In Figure 8(a), bounding boxes were predicted by the BR model without training (0 iterations). From Figure 8(b) to Figure 8(f), the BR model is trained with different rounds (denoted in the titles of subfigures). Because the regression operation may output negative values for parameters $s_{i}$ and $l_{i}$, we filter bounding boxes with $l_{i}\leq 0$ or $s_{i}+l_{i}>1$ (beyond the sentence range).

In Figure 8(a), there is no tendency between bounding boxes. They are distributed evenly across the whole sentence and all NE types. In Figure 8(b), the BR model is implemented on the training data in only one round. One interesting phenomenon is that red bounding boxes and blue bounding boxes are grouped around NEs quickly. Furthermore, other true entity types are appropriately depressed. From Figure 8(c) to Figure 8(f), when the number of iterations is increased, there are two tendencies in bounding boxes. First, the BR model becomes more confident in the entity type prediction, which increases the classification confidence of the bounding boxes. Second, the locations of bounding boxes are approaching the true NEs. This indicates that the regression operation to locate NEs is feasible.
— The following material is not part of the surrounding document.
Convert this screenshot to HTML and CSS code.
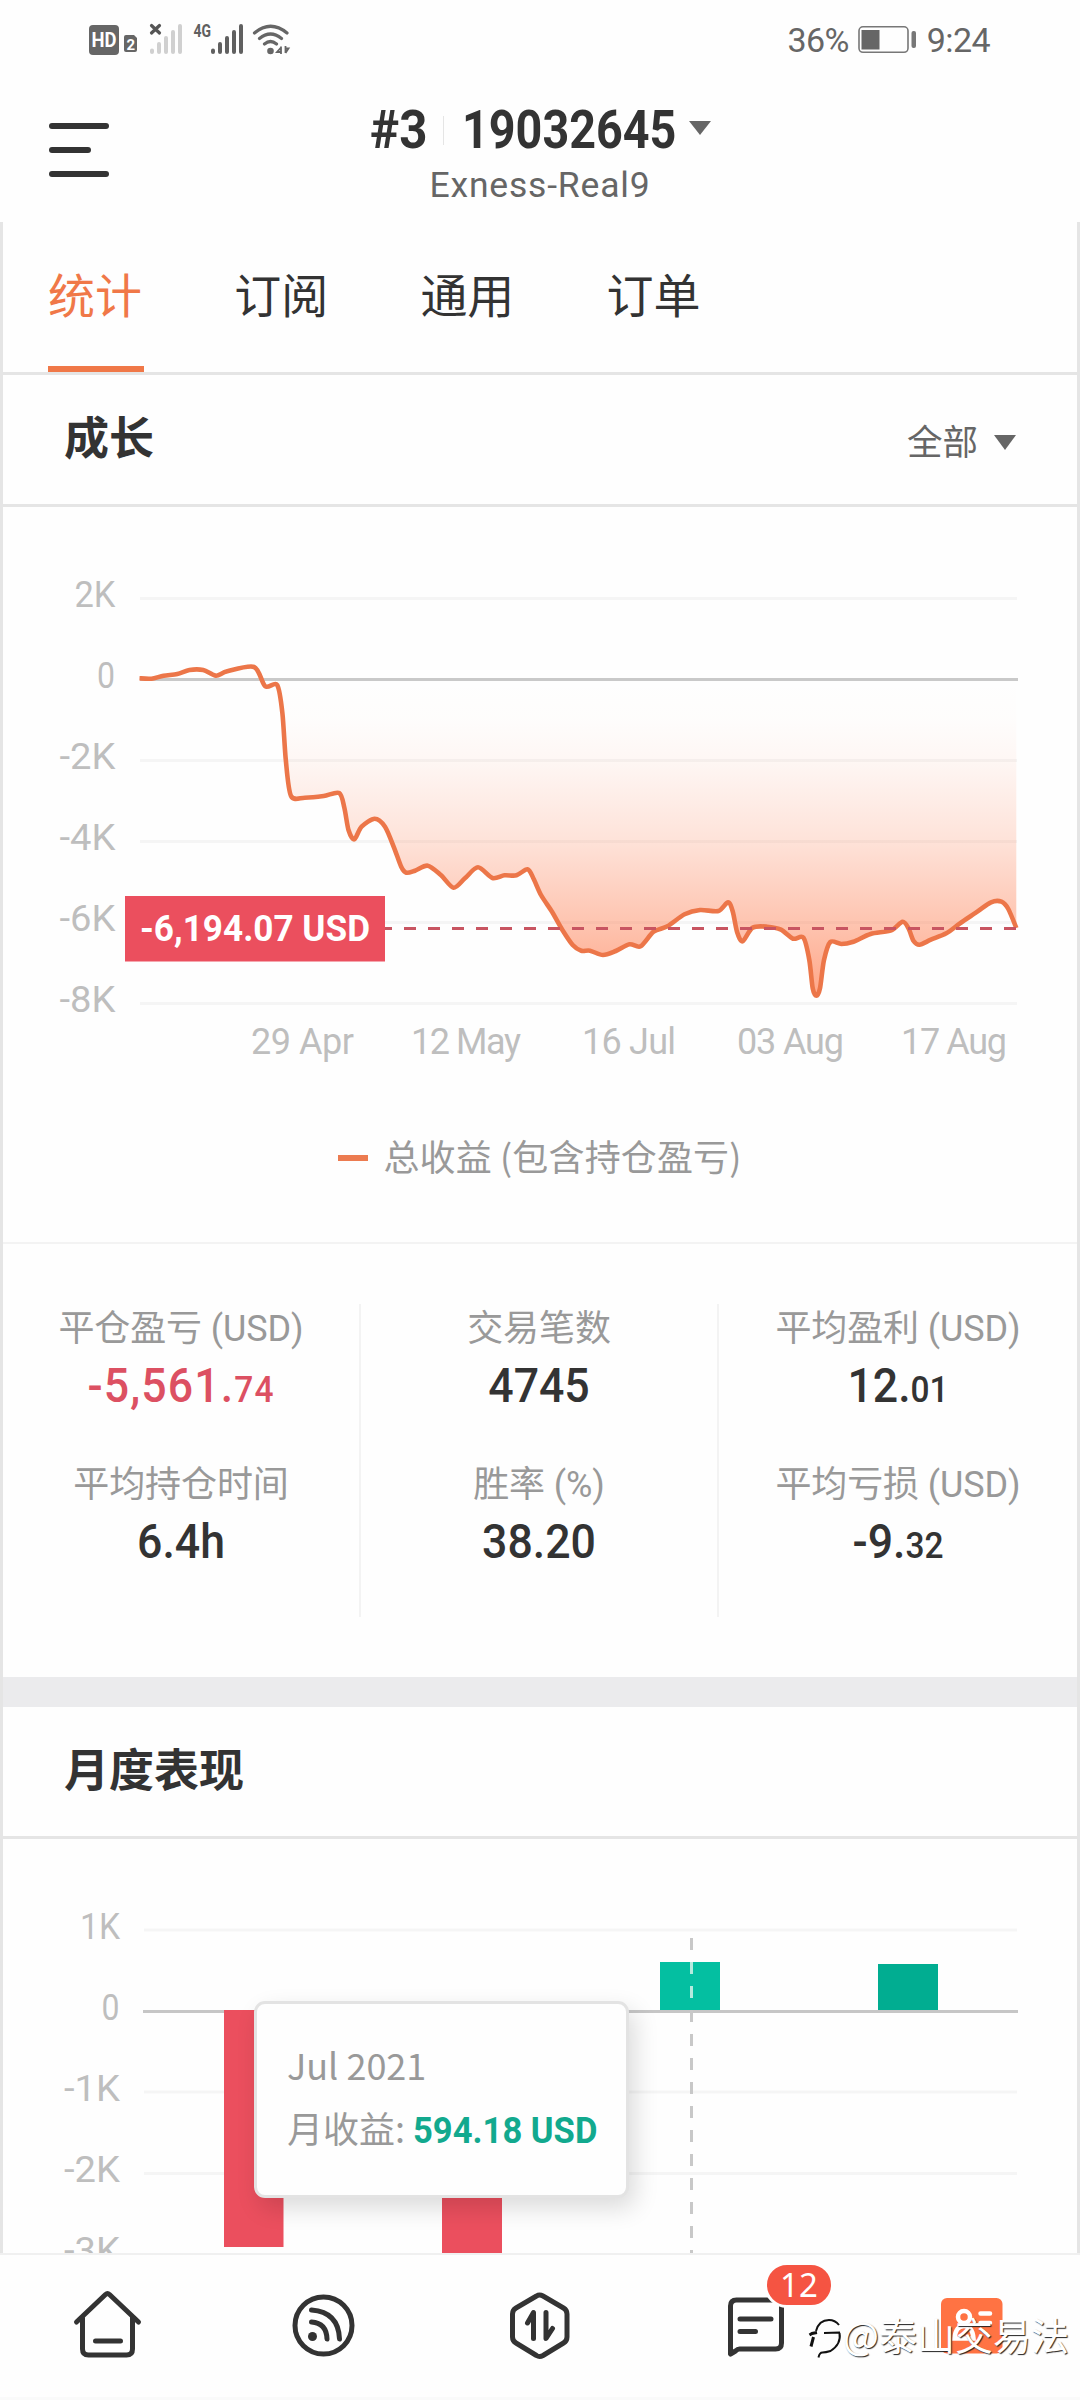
FILE: index.html
```html
<!DOCTYPE html>
<html lang="zh-CN">
<head>
<meta charset="utf-8">
<title>19032645</title>
<link rel="stylesheet" href="styles.css">
</head>
<body>
<div class="status">
  <svg class="status-icons" width="204" height="42" viewBox="88 14 204 42">
    <rect x="89" y="25" width="30" height="30" rx="4" fill="#666"/>
    <text x="91.5" y="46.500" class="st-hd" textLength="25" lengthAdjust="spacingAndGlyphs">HD</text>
    <path d="M124 37q0-2 2-2h8l3 3v12q0 2-2 2h-9q-2 0-2-2z" fill="#666"/>
    <text x="126.500" y="50" class="st-sim">2</text>
    <path d="M151.500 25.500l8 7.500M159.500 25.500l-8 7.500" stroke="#555" stroke-width="3.200" stroke-linecap="round"/>
    <g stroke="#d0d0d0" stroke-width="4" stroke-linecap="round"><path d="M152 50.500v1.500M159 44v8M166 38v14M173 32v20M180 26v26"/></g>
    <text x="193.500" y="37" class="st-4g" textLength="17.500" lengthAdjust="spacingAndGlyphs">4G</text>
    <g stroke="#606060" stroke-width="4" stroke-linecap="round"><path d="M213 50.500v1.500M220 44v8M227 38v14M234 32v20M241 26v26"/></g>
    <g fill="none" stroke="#666" stroke-width="3.200" stroke-linecap="round"><path d="M254.500 33q16-13.500 32.500 0M259.500 38.500q11-9 22 0M264.500 44q6-5 12 0"/></g>
    <circle cx="270.500" cy="51" r="3.300" fill="#666"/>
    <path d="M281 46.500v7.500M281 47.500l-4 4.500h4M285.500 46v7M285.500 53l3-4.500h-3" stroke="#666" stroke-width="1.800" fill="none"/>
  </svg>
  <div class="status-right">
    <span class="st-num st-pct">36%</span>
    <svg width="60" height="28" viewBox="858 26 60 28">
      <rect x="860" y="26.800" width="49" height="25.500" rx="4" fill="none" stroke="#777" stroke-width="1.600"/>
      <rect x="862.500" y="30" width="18" height="19.500" fill="#666"/>
      <rect x="912.500" y="31" width="4.500" height="17" rx="2" fill="#777"/>
    </svg>
    <span class="st-num">9:24</span>
  </div>
</div>
<header class="top">
  <div class="menu"><i></i><i class="short"></i><i></i></div>
  <div class="account">
    <div class="acc-line"><b class="acc-rank">#3</b><i class="acc-sep"></i><b class="acc-id">19032645</b><i class="caret"></i></div>
    <div class="server">Exness-Real9</div>
  </div>
</header>
<main class="content">
  <nav class="tabs"><a class="on">统计</a><a>订阅</a><a>通用</a><a>订单</a></nav>
  <div class="sec-head"><h2>成长</h2><span class="filter">全部<i class="caret caret-down"></i></span></div>
  <svg class="chart" width="1074" height="593" viewBox="3 507 1074 593">
    <defs>
      <linearGradient id="loss" gradientUnits="userSpaceOnUse" x1="0" y1="680" x2="0" y2="1000">
        <stop offset="0" stop-color="#ff6e3c" stop-opacity="0"/>
        <stop offset=".12" stop-color="#ff6e3c" stop-opacity=".01"/>
        <stop offset=".25" stop-color="#ff6e3c" stop-opacity=".05"/>
        <stop offset=".5" stop-color="#ff6e3c" stop-opacity=".19"/>
        <stop offset=".76" stop-color="#ff6e3c" stop-opacity=".4"/>
        <stop offset="1" stop-color="#ff6e3c" stop-opacity=".62"/>
      </linearGradient>
    </defs>
    <g class="grid"><path d="M140 598.500H1017M140 760.500H1017M140 841.500H1017M140 922.500H1017M140 1003.500H1017"/></g>
    <g class="axis">
      <text x="74.500" y="606.500" textLength="41" lengthAdjust="spacingAndGlyphs">2K</text>
      <text x="97" y="687.500" textLength="18" lengthAdjust="spacingAndGlyphs">0</text>
      <text x="59.500" y="768.500" textLength="56" lengthAdjust="spacingAndGlyphs">-2K</text>
      <text x="59.500" y="849.500" textLength="56" lengthAdjust="spacingAndGlyphs">-4K</text>
      <text x="59.500" y="930.500" textLength="56" lengthAdjust="spacingAndGlyphs">-6K</text>
      <text x="59.500" y="1011.500" textLength="56" lengthAdjust="spacingAndGlyphs">-8K</text>
      <text x="251" y="1054" textLength="103">29 Apr</text>
      <text x="411" y="1054" textLength="110">12 May</text>
      <text x="582" y="1054" textLength="94">16 Jul</text>
      <text x="737" y="1054" textLength="107">03 Aug</text>
      <text x="901" y="1054" textLength="106">17 Aug</text>
    </g>
    <path id="area" fill="url(#loss)"/>
    <path d="M140 679.500H1018" stroke="#c9c9c9" stroke-width="3"/>
    <path id="curve" class="curve"/>
    <path d="M380 928.500H1017" stroke="#c85561" stroke-width="3" stroke-dasharray="12 12"/>
    <rect x="125" y="896" width="260" height="65.500" fill="#eb4f5e"/>
    <text x="140" y="941" class="tag" textLength="230" lengthAdjust="spacingAndGlyphs">-6,194.07 USD</text>
  </svg>
  <div class="legend"><i></i><span>总收益 (包含持仓盈亏)</span></div>
  <div class="stats">
    <div class="col">
      <div class="lab">平仓盈亏 (USD)</div><div class="val neg">-5,561.<small>74</small></div>
      <div class="lab">平均持仓时间</div><div class="val">6.4h</div>
    </div>
    <div class="col">
      <div class="lab">交易笔数</div><div class="val">4745</div>
      <div class="lab">胜率 (%)</div><div class="val">38.20</div>
    </div>
    <div class="col">
      <div class="lab">平均盈利 (USD)</div><div class="val">12.<small>01</small></div>
      <div class="lab">平均亏损 (USD)</div><div class="val">-9.<small>32</small></div>
    </div>
  </div>
  <div class="band"></div>
  <div class="sec-head"><h2>月度表现</h2></div>
  <div class="monthly">
    <svg class="chart" width="1074" height="414" viewBox="3 1839 1074 414">
      <g class="grid"><path d="M144 1930H1017M144 2092H1017M144 2173.500H1017"/></g>
      <g class="axis">
        <text x="80" y="1938.500" textLength="40" lengthAdjust="spacingAndGlyphs">1K</text>
        <text x="101.500" y="2019.500" textLength="18" lengthAdjust="spacingAndGlyphs">0</text>
        <text x="64" y="2100.500" textLength="56" lengthAdjust="spacingAndGlyphs">-1K</text>
        <text x="64" y="2181.500" textLength="56" lengthAdjust="spacingAndGlyphs">-2K</text>
        <text x="64" y="2262.500" textLength="56" lengthAdjust="spacingAndGlyphs">-3K</text>
      </g>
      <path d="M224 2010h59.500v237H224zM442 2010h60v244h-60z" fill="#eb4f5e"/>
      <path d="M143 2011.500H1018" stroke="#c6c6c6" stroke-width="3"/>
      <path d="M224 2010h59.500v3H224z" fill="#eb4f5e"/>
      <rect x="660" y="1962" width="60" height="48" fill="#04bfa1"/>
      <rect x="878" y="1964" width="60" height="46" fill="#01ad91"/>
      <path d="M691.500 1938V2254" stroke="#c8c8c8" stroke-width="3" stroke-dasharray="12 12"/>
      <path d="M691.500 1962v12M691.500 1986v12" stroke="#b5eade" stroke-width="3"/>
    </svg>
    <div class="tip">
      <div>Jul 2021</div>
      <div>月收益: <b>594.18 USD</b></div>
    </div>
  </div>
</main>
<footer class="nav">
  <div class="item"><svg width="216" height="142" viewBox="0 2255 216 142">
    <g class="ico"><path d="M76.500 2322L105.500 2294.500q2-1.800 4 0L138.500 2322M82.500 2318v31q0 6 6 6h38q6 0 6-6v-31M95.500 2341h25"/></g></svg></div>
  <div class="item"><svg width="216" height="142" viewBox="216 2255 216 142">
    <g class="ico"><circle cx="323.500" cy="2325.500" r="28.500"/><path d="M311.500 2322q15 1 15.500 17M311.500 2310q27 2 28 29"/></g><circle cx="312.500" cy="2336.500" r="4.500" fill="#333"/></svg></div>
  <div class="item"><svg width="216" height="142" viewBox="432 2255 216 142">
    <g class="ico"><path d="M536.500 2296q3-2 6.500 0L563.500 2308q3.500 2 3.500 6v23q0 4-3.500 6L543 2355.500q-3.500 2-6.500 0L516 2343q-3.500-2-3.500-6v-23q0-4 3.500-6zM527.500 2323l6-10.500v26M546 2312.500v26l6.500-10"/></g></svg></div>
  <div class="item"><svg width="216" height="142" viewBox="648 2255 216 142">
    <g class="ico"><path d="M730.500 2354V2306q0-6 6-6h39q6 0 6 6v37q0 6-6 6h-36q-2 0-4 2zM740 2319h31M740 2331.500h15.500"/></g></svg><span class="badge">12</span></div>
  <div class="item"><svg width="216" height="142" viewBox="864 2255 216 142">
    <rect x="941" y="2298" width="61.500" height="55.500" rx="6" fill="#ff7343"/>
    <g fill="none" stroke="#fff" stroke-width="4.500" stroke-linecap="round"><circle cx="964" cy="2317" r="6"/><path d="M954.500 2338.500q1-12.500 9.500-12.500t9.500 12.500zM980.500 2313.500h9.500M980.500 2323h9.500"/></g></svg></div>
  <div class="mark">
    <svg width="36" height="44" viewBox="808 2320 36 44"><g fill="none" stroke="#111" stroke-width="2"><path d="M809.500 2339l2.500-1.500 5-1M813.500 2341l-2.500 9.500" stroke-width="3"/><path d="M816 2335q3-11 13-11 6 0 10 5M824 2337l16-.5M839.500 2337q2 11-9 18-5 1.500-8 1.500t-4 5"/></g></svg><span>@泰山交易法</span>
  </div>
</footer>
<script src="chart.js"></script>
</body>
</html>
```
FILE: styles.css
```css
* { box-sizing: border-box; }
html, body { margin: 0; }
body { width: 1080px; height: 2400px; overflow: hidden; background: #fefefe; color: #333; font-family: Roboto, "Noto Sans CJK SC", sans-serif; display: flex; flex-direction: column; }
i { display: block; font-style: normal; }
svg { display: block; }
text { white-space: pre; }

.status { height: 80px; padding: 14px 90px 0 88px; display: flex; justify-content: space-between; align-items: flex-start; }
.status-right { display: flex; align-items: center; height: 52px; color: #666; }
.st-num { font-size: 34px; line-height: 36px; letter-spacing: -.6px; }
.st-pct { margin-right: 8px; }
.status-right svg { margin: -1px 10px 0 0; }
.st-hd { font: 700 20px Roboto, sans-serif; fill: #fff; }
.st-sim { font: 700 15px Roboto, sans-serif; fill: #fff; }
.st-4g { font: 700 18px Roboto, sans-serif; fill: #606060; }

.top { height: 142px; display: grid; grid-template-columns: 160px 1fr 160px; }
.menu { padding: 43px 0 0 49px; display: flex; flex-direction: column; gap: 18px; }
.menu i { width: 60px; height: 6px; border-radius: 3px; background: #333; }
.menu .short { width: 42px; }
.account { display: flex; flex-direction: column; align-items: center; padding-top: 20px; }
.acc-line { display: flex; align-items: center; height: 60px; width: 341px; font-size: 53.500px; line-height: 60px; }
.acc-rank { width: 58px; transform: scaleX(.92); transform-origin: left; }
.acc-id { width: 212px; transform: scaleX(.873); transform-origin: left; }
.acc-sep { width: 2px; height: 29px; background: #e5e5e5; margin: 0 18px 0 15px; }
.caret { flex: none; width: 0; height: 0; border: solid transparent; border-width: 14px 11.500px 0; border-top-color: #666; margin: -4px 0 0 15px; }
.server { font-size: 35.500px; font-weight: 450; line-height: 50px; color: #666; letter-spacing: .8px; }

.content { height: 2031px; overflow: hidden; border: solid #e5e5e5; border-width: 0 3px; }
.tabs { height: 153px; border-bottom: 3px solid #e5e5e5; padding: 0 45px; display: flex; gap: 90.200px; }
.tabs a { width: 96px; height: 150px; font: 47px/142px "Noto Sans CJK SC", sans-serif; }
.tabs .on { color: #f07848; border-bottom: 6px solid #f07848; }
.sec-head { height: 132px; border-bottom: 3px solid #e5e5e5; padding: 0 61px; display: flex; justify-content: space-between; align-items: center; }
.sec-head h2 { margin: -9px 0 0; font: 700 45px/129px "Noto Sans CJK SC", sans-serif; }
.filter { display: flex; align-items: center; font-size: 35.500px; color: #666; }
.caret-down { border-width: 15px 11.500px 0; margin: 5px 0 0 16px; }

.grid path { stroke: #f5f5f5; stroke-width: 3; }
.axis text { font: 400 36px Roboto, sans-serif; fill: #bebebe; }
.curve { fill: none; stroke: #ec7649; stroke-width: 4.600; stroke-linejoin: round; stroke-linecap: butt; }
.tag { font: 700 36px Roboto, sans-serif; fill: #fff; }
.legend { height: 144px; border-bottom: 2px solid #f3f3f3; display: flex; justify-content: center; align-items: flex-start; padding-top: 29px; font: 36px/52px "Noto Sans CJK SC", sans-serif; color: #999; letter-spacing: .15px; }
.legend i { width: 30px; height: 6px; background: #ec7b50; margin: 26px 15px 0 0; }

.stats { height: 433px; padding: 60px 0; display: grid; grid-template-columns: 356px 358px 360px; }
.col { text-align: center; }
.col + .col { border-left: 2px solid #f3f3f3; }
.lab { font-size: 36px; line-height: 50px; height: 53px; color: #999; letter-spacing: -.1px; }
.val { font-size: 48px; font-weight: 500; line-height: 57px; height: 103px; transform: scaleX(.93); }
.val small { font-size: 36px; }
.neg { color: #dc5062; letter-spacing: 1.200px; }
.band { height: 30px; background: #ebebed; }

.monthly { position: relative; height: 414px; }
.tip { position: absolute; left: 251px; top: 162px; width: 375px; height: 197px; background: #fefefe; border: 3px solid #e3e3e3; border-radius: 11px; box-shadow: 6px 10px 24px rgba(0,0,0,.14); padding: 29px 0 0 30px; font: 36px/63px "Noto Sans CJK SC", sans-serif; color: #999; white-space: nowrap; }
.tip b { display: inline-block; font: 700 37.500px/50px Roboto, sans-serif; color: #12a98e; transform: scaleX(.922); transform-origin: left; }

.nav { position: relative; height: 147px; border-top: 2px solid #f0f0f0; border-bottom: 3px solid #fafafa; display: flex; }
.item { position: relative; width: 216px; }
.ico { fill: none; stroke: #333; stroke-width: 5; stroke-linecap: round; stroke-linejoin: round; }
.badge { position: absolute; left: 116px; top: 7px; width: 70px; height: 46px; border: 3px solid #fefefe; border-radius: 23px; background: #f55442; color: #fff; text-align: center; font: 33px/39px "Noto Sans", sans-serif; }
.mark { position: absolute; left: 808px; top: 61px; display: flex; align-items: center; font: 38px/50px "Noto Sans CJK SC", sans-serif; color: #fff; text-shadow: 1px 1px 1px #222; white-space: nowrap; }
.mark span { margin: -8px 0 0 -1px; }
```
FILE: chart.js
```js
// Total profit samples, in chart coordinates.
const pts = [
  [139.5,678.3],[151.5,678.7],[163.6,675.7],[177.3,674],[189.4,670],[203.2,670],[215.9,675.7],[227.3,671.3],
  [254.1,667],[265.2,686.3],[277.2,685],[282.4,713.3],[285.8,760],[291,796],[304.8,797.7],[323.7,796],[339.2,793],
  [344.4,808],[348.5,830],[354.3,839.3],[361.6,826.7],[374.7,818.7],[385,826.7],[394.3,848.3],[401.2,866.7],
  [406.3,872.7],[415,870.7],[427.7,865.7],[440.8,875],[453.5,887.7],[464.9,878.3],[478,867.3],[492.4,878],
  [504.5,875.3],[516.5,875.3],[527.5,869.3],[533.7,879],[541,895],[552,911.7],[562.4,930],[572.7,945],
  [581.3,950.7],[590,950.7],[603,955],[615.8,951],[629.5,944.3],[640.6,946.3],[653.6,931.7],[667.4,926.3],
  [684.6,914.3],[700,910],[718.4,911],[728,902.3],[732.8,911.7],[737,931.7],[742.5,941.3],[752.5,927.7],
  [767.3,926.7],[781,929.7],[793,938.7],[803.4,937.7],[809.3,960],[812.7,988.3],[816.5,995.7],[820,988.3],
  [824,960],[830.3,942],[841.3,944],[853.4,941.7],[870.6,934],[891.2,930.3],[902.6,921.7],[908.5,928.3],
  [913.6,941],[919.5,944.7],[930.9,939.7],[946.3,933.3],[960,923.3],[977.3,911.7],[991,902.3],[1001.4,901.7],
  [1008.3,909],[1016.3,928]
];
const k = 1 / 7;
let d = "M" + pts[0];
for (let i = 0; i < pts.length - 1; i++) {
  const a = pts[i - 1] || pts[i], b = pts[i], c = pts[i + 1], e = pts[i + 2] || c;
  d += "C" + [b[0] + (c[0] - a[0]) * k, b[1] + (c[1] - a[1]) * k,
              c[0] - (e[0] - b[0]) * k, c[1] - (e[1] - b[1]) * k, c[0], c[1]].map(v => v.toFixed(1));
}
document.getElementById("curve").setAttribute("d", d);
document.getElementById("area").setAttribute("d", d + "V679.5H139.5Z");
```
Overlapped bounding boxes are the key to solving the nested NE problem. Figure 8(f) shows that nested NEs are distinguished appropriately. We have tracked several bounding boxes and found that bounding boxes do not approach true NEs smoothly and directly. There are some oscillations between them. In the training process, a bounding box may match the true NE perfectly, while moving away in the next iteration. However, in accordance with the increase in the number of training steps, the oscillation tends toward stability.